**PROBLEM TO SOLVE**
Skip every picture and transcribe the remaining material exactly.

=-=-=-=-=

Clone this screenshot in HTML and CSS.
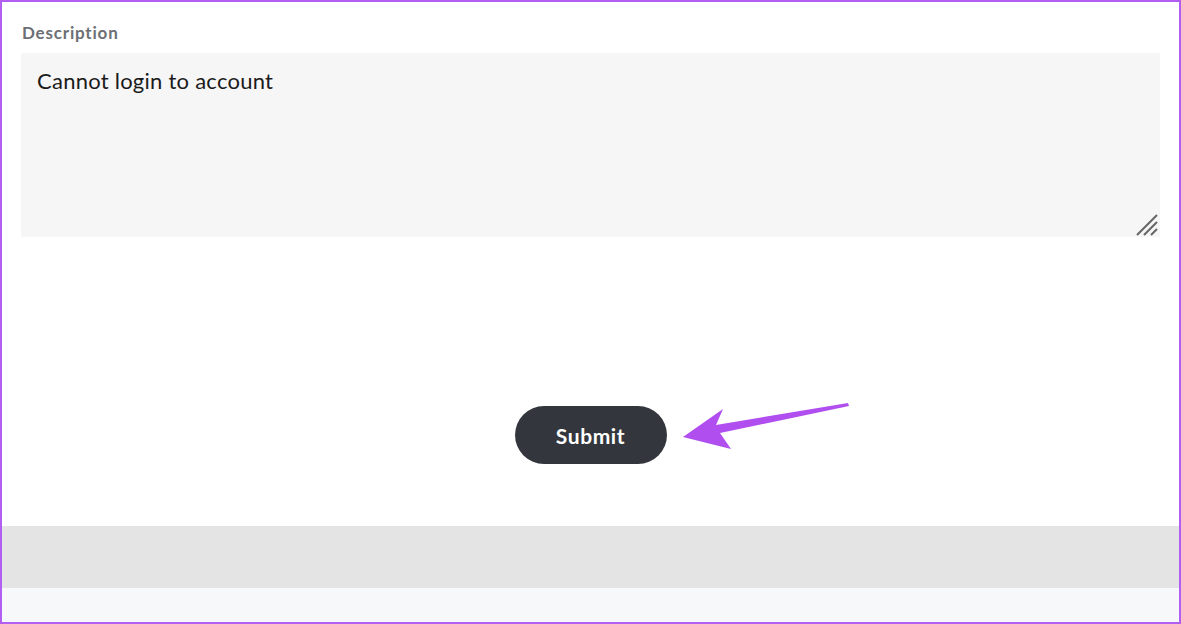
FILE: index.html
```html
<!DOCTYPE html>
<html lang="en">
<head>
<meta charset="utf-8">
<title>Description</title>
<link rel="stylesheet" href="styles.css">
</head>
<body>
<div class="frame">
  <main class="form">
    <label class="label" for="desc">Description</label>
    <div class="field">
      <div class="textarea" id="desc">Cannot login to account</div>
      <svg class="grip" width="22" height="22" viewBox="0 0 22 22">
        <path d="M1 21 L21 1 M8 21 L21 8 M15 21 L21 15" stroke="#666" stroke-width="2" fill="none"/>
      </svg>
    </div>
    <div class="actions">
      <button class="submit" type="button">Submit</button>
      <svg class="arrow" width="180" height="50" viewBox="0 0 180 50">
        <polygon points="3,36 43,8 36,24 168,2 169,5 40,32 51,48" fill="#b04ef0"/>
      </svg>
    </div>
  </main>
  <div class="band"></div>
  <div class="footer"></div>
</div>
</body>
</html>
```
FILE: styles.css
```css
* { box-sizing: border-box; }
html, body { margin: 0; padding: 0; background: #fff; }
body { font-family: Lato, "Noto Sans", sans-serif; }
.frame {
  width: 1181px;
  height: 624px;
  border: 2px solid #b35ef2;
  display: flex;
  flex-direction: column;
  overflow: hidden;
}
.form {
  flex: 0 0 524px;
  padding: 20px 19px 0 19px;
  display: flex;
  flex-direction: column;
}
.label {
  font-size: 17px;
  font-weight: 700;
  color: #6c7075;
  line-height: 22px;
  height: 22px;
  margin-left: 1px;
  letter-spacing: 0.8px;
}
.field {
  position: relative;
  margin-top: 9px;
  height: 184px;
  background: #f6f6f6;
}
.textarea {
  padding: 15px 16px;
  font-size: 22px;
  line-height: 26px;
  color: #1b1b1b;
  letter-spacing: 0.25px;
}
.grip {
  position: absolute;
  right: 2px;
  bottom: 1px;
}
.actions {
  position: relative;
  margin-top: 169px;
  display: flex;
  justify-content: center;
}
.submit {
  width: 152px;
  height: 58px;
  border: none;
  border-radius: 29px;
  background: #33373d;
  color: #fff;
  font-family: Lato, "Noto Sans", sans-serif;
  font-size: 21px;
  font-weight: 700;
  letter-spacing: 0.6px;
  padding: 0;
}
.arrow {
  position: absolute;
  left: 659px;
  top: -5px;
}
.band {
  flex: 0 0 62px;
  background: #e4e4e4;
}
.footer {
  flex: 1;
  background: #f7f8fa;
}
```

=-=-=-=-=

**EXERCISE RESPONSE**
Clone this screenshot in HTML and CSS.
FILE: index.html
```html
<!DOCTYPE html>
<html lang="en">
<head>
<meta charset="utf-8">
<title>Description</title>
<link rel="stylesheet" href="styles.css">
</head>
<body>
<div class="frame">
  <main class="form">
    <label class="label" for="desc">Description</label>
    <div class="field">
      <div class="textarea" id="desc">Cannot login to account</div>
      <svg class="grip" width="22" height="22" viewBox="0 0 22 22">
        <path d="M1 21 L21 1 M8 21 L21 8 M15 21 L21 15" stroke="#666" stroke-width="2" fill="none"/>
      </svg>
    </div>
    <div class="actions">
      <button class="submit" type="button">Submit</button>
      <svg class="arrow" width="180" height="50" viewBox="0 0 180 50">
        <polygon points="3,36 43,8 36,24 168,2 169,5 40,32 51,48" fill="#b04ef0"/>
      </svg>
    </div>
  </main>
  <div class="band"></div>
  <div class="footer"></div>
</div>
</body>
</html>
```
FILE: styles.css
```css
* { box-sizing: border-box; }
html, body { margin: 0; padding: 0; background: #fff; }
body { font-family: Lato, "Noto Sans", sans-serif; }
.frame {
  width: 1181px;
  height: 624px;
  border: 2px solid #b35ef2;
  display: flex;
  flex-direction: column;
  overflow: hidden;
}
.form {
  flex: 0 0 524px;
  padding: 20px 19px 0 19px;
  display: flex;
  flex-direction: column;
}
.label {
  font-size: 17px;
  font-weight: 700;
  color: #6c7075;
  line-height: 22px;
  height: 22px;
  margin-left: 1px;
  letter-spacing: 0.8px;
}
.field {
  position: relative;
  margin-top: 9px;
  height: 184px;
  background: #f6f6f6;
}
.textarea {
  padding: 15px 16px;
  font-size: 22px;
  line-height: 26px;
  color: #1b1b1b;
  letter-spacing: 0.25px;
}
.grip {
  position: absolute;
  right: 2px;
  bottom: 1px;
}
.actions {
  position: relative;
  margin-top: 169px;
  display: flex;
  justify-content: center;
}
.submit {
  width: 152px;
  height: 58px;
  border: none;
  border-radius: 29px;
  background: #33373d;
  color: #fff;
  font-family: Lato, "Noto Sans", sans-serif;
  font-size: 21px;
  font-weight: 700;
  letter-spacing: 0.6px;
  padding: 0;
}
.arrow {
  position: absolute;
  left: 659px;
  top: -5px;
}
.band {
  flex: 0 0 62px;
  background: #e4e4e4;
}
.footer {
  flex: 1;
  background: #f7f8fa;
}
```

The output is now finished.